┌─ Data
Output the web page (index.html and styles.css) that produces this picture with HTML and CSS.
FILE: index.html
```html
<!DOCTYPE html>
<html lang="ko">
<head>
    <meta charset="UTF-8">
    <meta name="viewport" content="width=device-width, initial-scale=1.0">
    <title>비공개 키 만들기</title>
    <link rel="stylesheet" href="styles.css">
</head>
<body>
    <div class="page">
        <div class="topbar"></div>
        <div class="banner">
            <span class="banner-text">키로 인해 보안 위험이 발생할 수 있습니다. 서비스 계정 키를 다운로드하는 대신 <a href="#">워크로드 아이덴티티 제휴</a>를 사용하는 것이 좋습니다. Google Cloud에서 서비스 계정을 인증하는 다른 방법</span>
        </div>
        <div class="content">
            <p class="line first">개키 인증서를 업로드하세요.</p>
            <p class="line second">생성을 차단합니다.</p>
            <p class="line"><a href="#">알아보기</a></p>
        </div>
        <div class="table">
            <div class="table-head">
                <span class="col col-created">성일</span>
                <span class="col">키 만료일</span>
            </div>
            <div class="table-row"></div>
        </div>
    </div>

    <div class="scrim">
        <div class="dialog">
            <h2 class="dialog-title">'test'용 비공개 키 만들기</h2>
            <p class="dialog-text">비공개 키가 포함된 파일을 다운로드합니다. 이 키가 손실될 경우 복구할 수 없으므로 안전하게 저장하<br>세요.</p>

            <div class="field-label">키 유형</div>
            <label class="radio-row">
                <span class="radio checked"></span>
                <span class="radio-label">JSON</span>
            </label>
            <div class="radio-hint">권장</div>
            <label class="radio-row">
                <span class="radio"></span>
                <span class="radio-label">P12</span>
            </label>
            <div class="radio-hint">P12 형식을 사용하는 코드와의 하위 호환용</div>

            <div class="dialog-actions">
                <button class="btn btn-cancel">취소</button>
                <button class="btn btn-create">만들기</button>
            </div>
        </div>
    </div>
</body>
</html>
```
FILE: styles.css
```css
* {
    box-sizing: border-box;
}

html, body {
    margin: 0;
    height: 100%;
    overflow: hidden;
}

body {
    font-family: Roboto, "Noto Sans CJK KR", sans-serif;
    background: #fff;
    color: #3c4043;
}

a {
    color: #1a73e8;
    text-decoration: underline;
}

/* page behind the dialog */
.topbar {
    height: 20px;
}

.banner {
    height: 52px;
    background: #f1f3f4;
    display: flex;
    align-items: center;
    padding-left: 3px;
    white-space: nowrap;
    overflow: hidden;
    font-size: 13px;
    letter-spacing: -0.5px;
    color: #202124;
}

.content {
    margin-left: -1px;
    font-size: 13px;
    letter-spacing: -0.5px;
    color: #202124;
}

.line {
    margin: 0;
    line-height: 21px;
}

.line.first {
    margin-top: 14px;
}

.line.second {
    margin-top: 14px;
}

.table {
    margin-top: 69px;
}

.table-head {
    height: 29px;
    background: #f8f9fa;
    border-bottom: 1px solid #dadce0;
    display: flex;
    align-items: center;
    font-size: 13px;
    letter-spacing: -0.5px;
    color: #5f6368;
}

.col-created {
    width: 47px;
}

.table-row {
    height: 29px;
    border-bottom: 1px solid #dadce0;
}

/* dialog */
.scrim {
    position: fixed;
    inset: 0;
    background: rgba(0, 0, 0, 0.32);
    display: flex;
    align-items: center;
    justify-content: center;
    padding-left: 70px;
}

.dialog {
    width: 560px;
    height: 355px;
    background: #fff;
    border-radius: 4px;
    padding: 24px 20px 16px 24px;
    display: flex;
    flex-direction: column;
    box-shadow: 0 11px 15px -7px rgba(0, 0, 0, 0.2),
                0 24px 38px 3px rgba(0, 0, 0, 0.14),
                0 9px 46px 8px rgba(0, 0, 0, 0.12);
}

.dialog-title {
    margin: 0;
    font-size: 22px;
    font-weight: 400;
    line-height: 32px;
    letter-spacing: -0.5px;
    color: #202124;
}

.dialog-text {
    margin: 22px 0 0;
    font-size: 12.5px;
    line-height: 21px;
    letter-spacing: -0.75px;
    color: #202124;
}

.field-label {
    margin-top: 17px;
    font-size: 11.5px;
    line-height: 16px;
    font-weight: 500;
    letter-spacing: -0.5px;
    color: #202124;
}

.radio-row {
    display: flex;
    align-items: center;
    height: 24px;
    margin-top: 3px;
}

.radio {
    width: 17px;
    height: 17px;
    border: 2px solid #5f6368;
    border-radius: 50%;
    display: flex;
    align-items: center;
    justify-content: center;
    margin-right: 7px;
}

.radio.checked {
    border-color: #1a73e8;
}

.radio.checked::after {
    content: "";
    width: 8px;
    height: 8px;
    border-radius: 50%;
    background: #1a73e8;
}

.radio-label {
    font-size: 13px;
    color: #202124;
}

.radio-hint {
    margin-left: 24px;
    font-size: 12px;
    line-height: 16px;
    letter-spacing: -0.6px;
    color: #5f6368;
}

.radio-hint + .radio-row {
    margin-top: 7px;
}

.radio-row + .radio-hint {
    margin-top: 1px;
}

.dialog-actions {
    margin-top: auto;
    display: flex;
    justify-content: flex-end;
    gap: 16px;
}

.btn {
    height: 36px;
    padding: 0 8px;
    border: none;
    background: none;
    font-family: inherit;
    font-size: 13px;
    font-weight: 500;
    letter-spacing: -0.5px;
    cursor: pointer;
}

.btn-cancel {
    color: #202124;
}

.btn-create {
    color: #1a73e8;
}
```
└─
■ **What you will do**:
Give back the data above exactly as it appears.

■ **Response to this exercise**:
Output the web page (index.html and styles.css) that produces this picture with HTML and CSS.
FILE: index.html
```html
<!DOCTYPE html>
<html lang="ko">
<head>
    <meta charset="UTF-8">
    <meta name="viewport" content="width=device-width, initial-scale=1.0">
    <title>비공개 키 만들기</title>
    <link rel="stylesheet" href="styles.css">
</head>
<body>
    <div class="page">
        <div class="topbar"></div>
        <div class="banner">
            <span class="banner-text">키로 인해 보안 위험이 발생할 수 있습니다. 서비스 계정 키를 다운로드하는 대신 <a href="#">워크로드 아이덴티티 제휴</a>를 사용하는 것이 좋습니다. Google Cloud에서 서비스 계정을 인증하는 다른 방법</span>
        </div>
        <div class="content">
            <p class="line first">개키 인증서를 업로드하세요.</p>
            <p class="line second">생성을 차단합니다.</p>
            <p class="line"><a href="#">알아보기</a></p>
        </div>
        <div class="table">
            <div class="table-head">
                <span class="col col-created">성일</span>
                <span class="col">키 만료일</span>
            </div>
            <div class="table-row"></div>
        </div>
    </div>

    <div class="scrim">
        <div class="dialog">
            <h2 class="dialog-title">'test'용 비공개 키 만들기</h2>
            <p class="dialog-text">비공개 키가 포함된 파일을 다운로드합니다. 이 키가 손실될 경우 복구할 수 없으므로 안전하게 저장하<br>세요.</p>

            <div class="field-label">키 유형</div>
            <label class="radio-row">
                <span class="radio checked"></span>
                <span class="radio-label">JSON</span>
            </label>
            <div class="radio-hint">권장</div>
            <label class="radio-row">
                <span class="radio"></span>
                <span class="radio-label">P12</span>
            </label>
            <div class="radio-hint">P12 형식을 사용하는 코드와의 하위 호환용</div>

            <div class="dialog-actions">
                <button class="btn btn-cancel">취소</button>
                <button class="btn btn-create">만들기</button>
            </div>
        </div>
    </div>
</body>
</html>
```
FILE: styles.css
```css
* {
    box-sizing: border-box;
}

html, body {
    margin: 0;
    height: 100%;
    overflow: hidden;
}

body {
    font-family: Roboto, "Noto Sans CJK KR", sans-serif;
    background: #fff;
    color: #3c4043;
}

a {
    color: #1a73e8;
    text-decoration: underline;
}

/* page behind the dialog */
.topbar {
    height: 20px;
}

.banner {
    height: 52px;
    background: #f1f3f4;
    display: flex;
    align-items: center;
    padding-left: 3px;
    white-space: nowrap;
    overflow: hidden;
    font-size: 13px;
    letter-spacing: -0.5px;
    color: #202124;
}

.content {
    margin-left: -1px;
    font-size: 13px;
    letter-spacing: -0.5px;
    color: #202124;
}

.line {
    margin: 0;
    line-height: 21px;
}

.line.first {
    margin-top: 14px;
}

.line.second {
    margin-top: 14px;
}

.table {
    margin-top: 69px;
}

.table-head {
    height: 29px;
    background: #f8f9fa;
    border-bottom: 1px solid #dadce0;
    display: flex;
    align-items: center;
    font-size: 13px;
    letter-spacing: -0.5px;
    color: #5f6368;
}

.col-created {
    width: 47px;
}

.table-row {
    height: 29px;
    border-bottom: 1px solid #dadce0;
}

/* dialog */
.scrim {
    position: fixed;
    inset: 0;
    background: rgba(0, 0, 0, 0.32);
    display: flex;
    align-items: center;
    justify-content: center;
    padding-left: 70px;
}

.dialog {
    width: 560px;
    height: 355px;
    background: #fff;
    border-radius: 4px;
    padding: 24px 20px 16px 24px;
    display: flex;
    flex-direction: column;
    box-shadow: 0 11px 15px -7px rgba(0, 0, 0, 0.2),
                0 24px 38px 3px rgba(0, 0, 0, 0.14),
                0 9px 46px 8px rgba(0, 0, 0, 0.12);
}

.dialog-title {
    margin: 0;
    font-size: 22px;
    font-weight: 400;
    line-height: 32px;
    letter-spacing: -0.5px;
    color: #202124;
}

.dialog-text {
    margin: 22px 0 0;
    font-size: 12.5px;
    line-height: 21px;
    letter-spacing: -0.75px;
    color: #202124;
}

.field-label {
    margin-top: 17px;
    font-size: 11.5px;
    line-height: 16px;
    font-weight: 500;
    letter-spacing: -0.5px;
    color: #202124;
}

.radio-row {
    display: flex;
    align-items: center;
    height: 24px;
    margin-top: 3px;
}

.radio {
    width: 17px;
    height: 17px;
    border: 2px solid #5f6368;
    border-radius: 50%;
    display: flex;
    align-items: center;
    justify-content: center;
    margin-right: 7px;
}

.radio.checked {
    border-color: #1a73e8;
}

.radio.checked::after {
    content: "";
    width: 8px;
    height: 8px;
    border-radius: 50%;
    background: #1a73e8;
}

.radio-label {
    font-size: 13px;
    color: #202124;
}

.radio-hint {
    margin-left: 24px;
    font-size: 12px;
    line-height: 16px;
    letter-spacing: -0.6px;
    color: #5f6368;
}

.radio-hint + .radio-row {
    margin-top: 7px;
}

.radio-row + .radio-hint {
    margin-top: 1px;
}

.dialog-actions {
    margin-top: auto;
    display: flex;
    justify-content: flex-end;
    gap: 16px;
}

.btn {
    height: 36px;
    padding: 0 8px;
    border: none;
    background: none;
    font-family: inherit;
    font-size: 13px;
    font-weight: 500;
    letter-spacing: -0.5px;
    cursor: pointer;
}

.btn-cancel {
    color: #202124;
}

.btn-create {
    color: #1a73e8;
}
```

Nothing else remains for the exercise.